You’ll respond “No!  We’ll set the penalties high enough to give Wal-Mart an incentive to comply.”  Perhaps.  But can you now help me to understand just when it is that businesses start responding predictably to higher costs?  If a hike in costs that causes a whopping 25 percent cut in profits is too small to elicit any response, when do cost increases finally become so large as to elicit responses?  The ‘logic’ of your argument gives us reason to question your implicit assumption that legislating a higher minimum wage will necessarily prompt Wal-Mart to comply with that diktat rather than simply absorb the costs of the penalties for non-compliance.

Sincerely,
Donald J. Boudreaux
Professor of Economics
and
Martha and Nelson Getchell Chair for the Study of Free Market Capitalism at the Mercator Center
George Mason University
Fairfax, VA  22030

* See, for example, David Neumark and William Wascher, Minimum Wages (Cambridge: MIT Press, 2008).

** O’Reilly is weak at arithmetic.  He calculates that $5 billion is 25 percent of Wal-Mart’s $25 billion annual profits.  But as with so many other errors strewn throughout his essay, I ignore this one.

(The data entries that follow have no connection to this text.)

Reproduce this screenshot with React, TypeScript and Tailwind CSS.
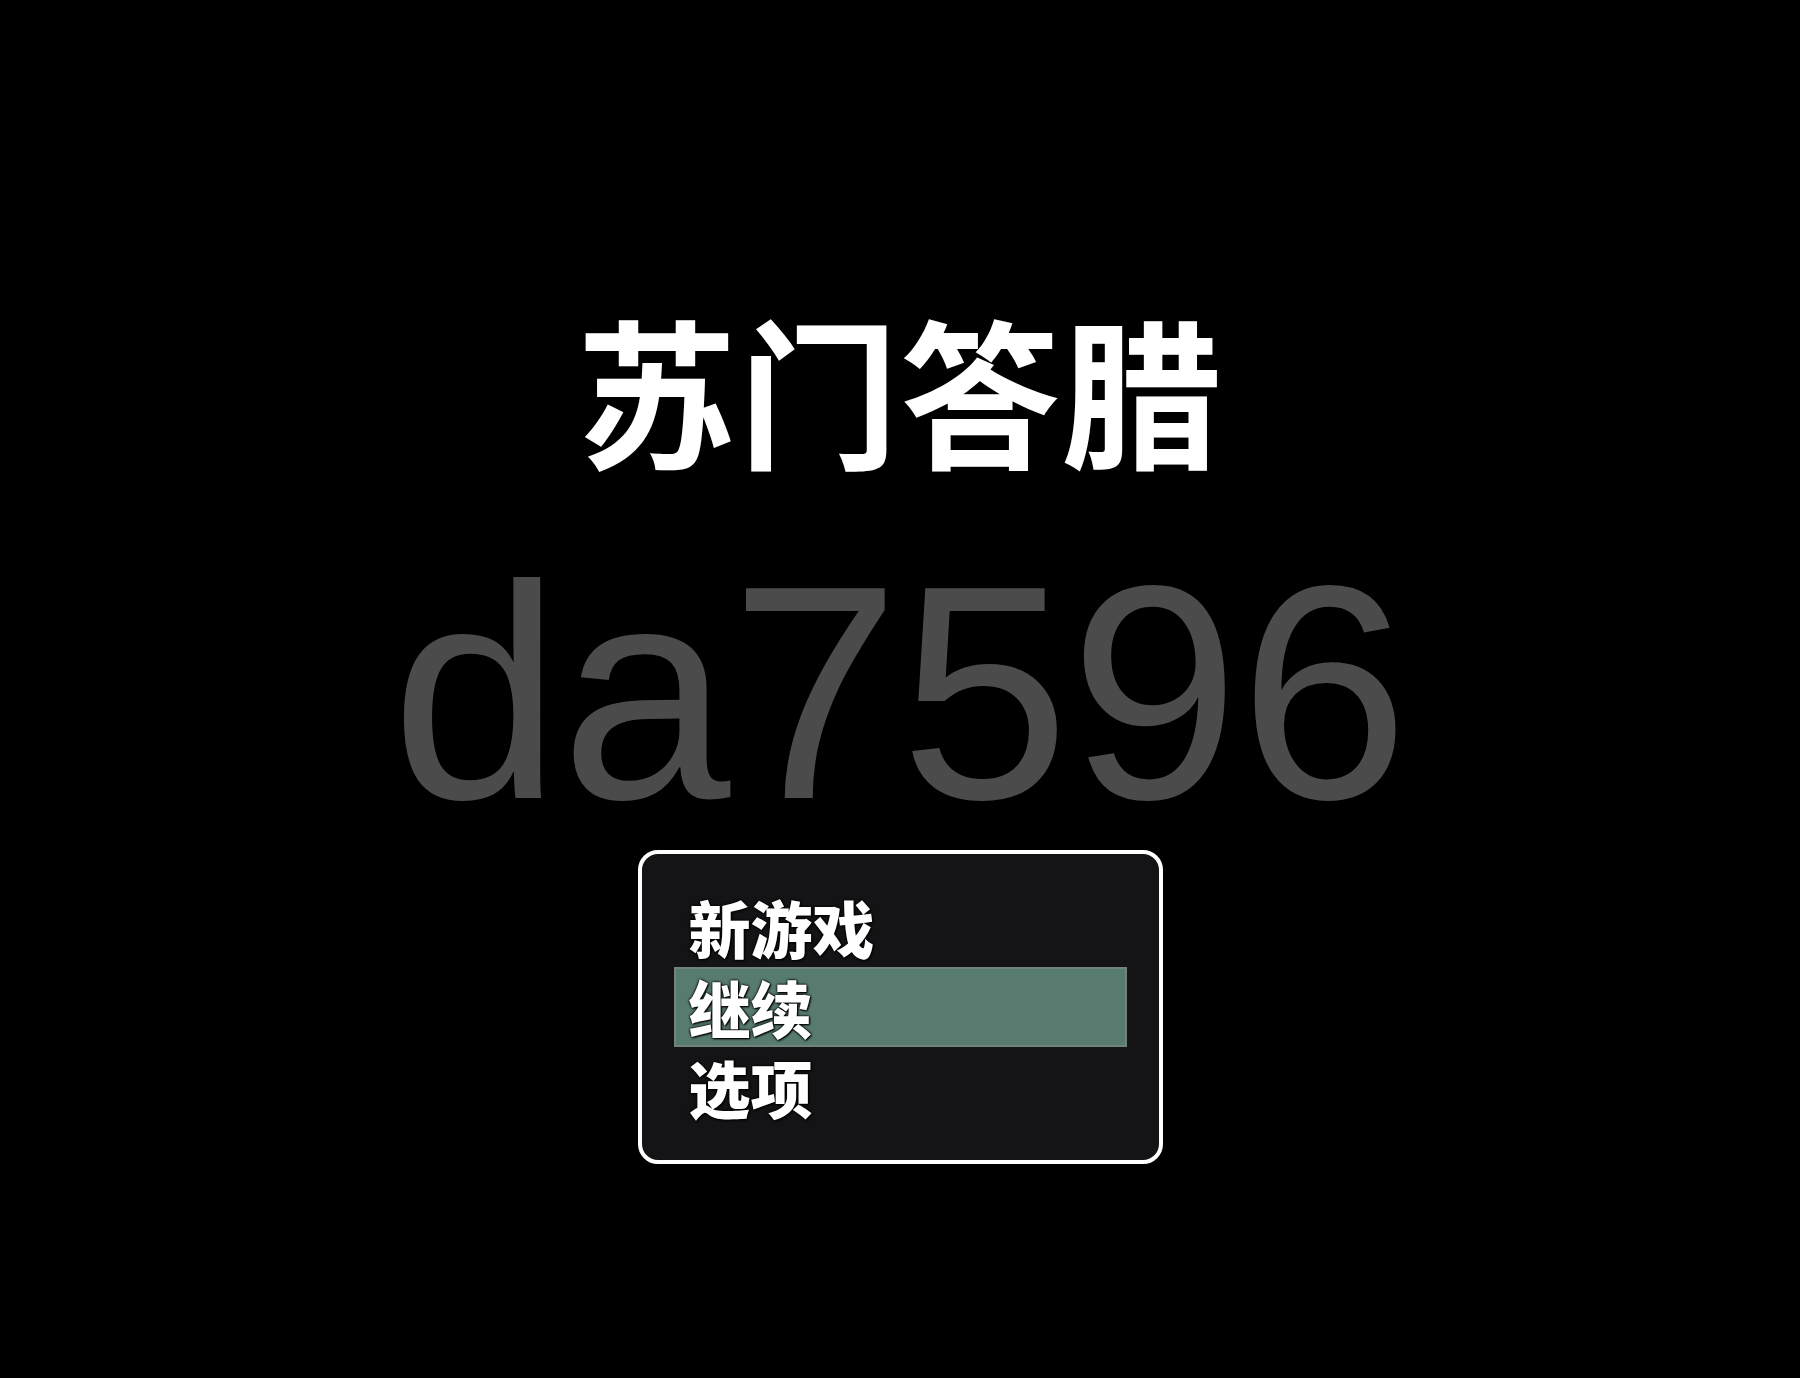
const menuItems = [
  { label: '新游戏', active: false },
  { label: '继续', active: true },
  { label: '选项', active: false },
];

export default function App() {
  return (
    <div className="min-h-screen w-full bg-black flex flex-col items-center pt-[307px]">
      <h1 className="text-[160px] leading-none font-bold text-white tracking-[0.01em] font-['Noto_Sans_CJK_SC','Noto_Sans',sans-serif]">
        苏门答腊
      </h1>

      <div className="mt-[73px] text-[305px] leading-none text-[#4b4b4b] font-['Liberation_Sans',Arial,sans-serif]">
        da7596
      </div>

      <div className="mt-[5px] w-[525px] border-4 border-white rounded-[20px] bg-[#141316] px-8 py-[33px]">
        {menuItems.map((item) => (
          <div
            key={item.label}
            className={`h-[80px] flex items-center pl-[13px] ${
              item.active ? 'bg-[#587b6f] border-2 border-[#72837d]' : 'border-2 border-transparent'
            }`}
          >
            <span className="text-[62px] leading-none font-black text-white [text-shadow:0_0_3px_#000,0_0_2px_#000,1px_1px_2px_#000] font-['Noto_Sans_CJK_SC',sans-serif]">
              {item.label}
            </span>
          </div>
        ))}
      </div>
    </div>
  );
}
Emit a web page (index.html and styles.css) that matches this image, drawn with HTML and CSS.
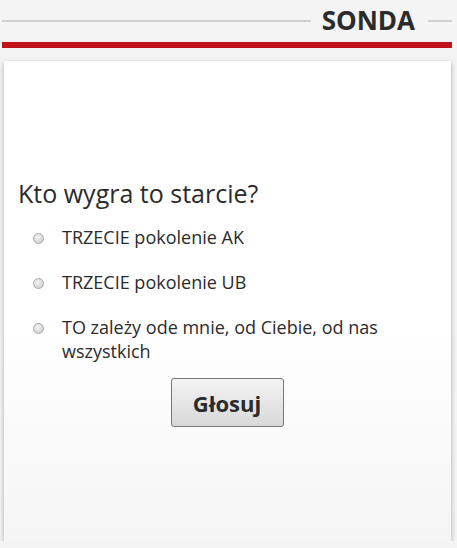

I had no space in my letter to make the following point, but it’s worth here calling out O’Reilly’s favorable quotation of Nick Hanauer’s obscene response to economists who point out that minimum wages diminish employment options for low-skilled workers.  Hanauer – as quoted by O’Reilly – says “That’s an intimidation tactic masquerading as an economic theory.”  Get it?  Making an intellectual argument grounded solidly in well-accepted science – the law of demand is the core of economics – is “intimidation,” while forcibly prohibiting low-skilled workers from competing for jobs by offering to work at hourly wages below that which is deemed minimally acceptable by politicians and economically ignorant billionaires is peaceful and sweet.  Hanauer’s accusation is, I repeat, obscene.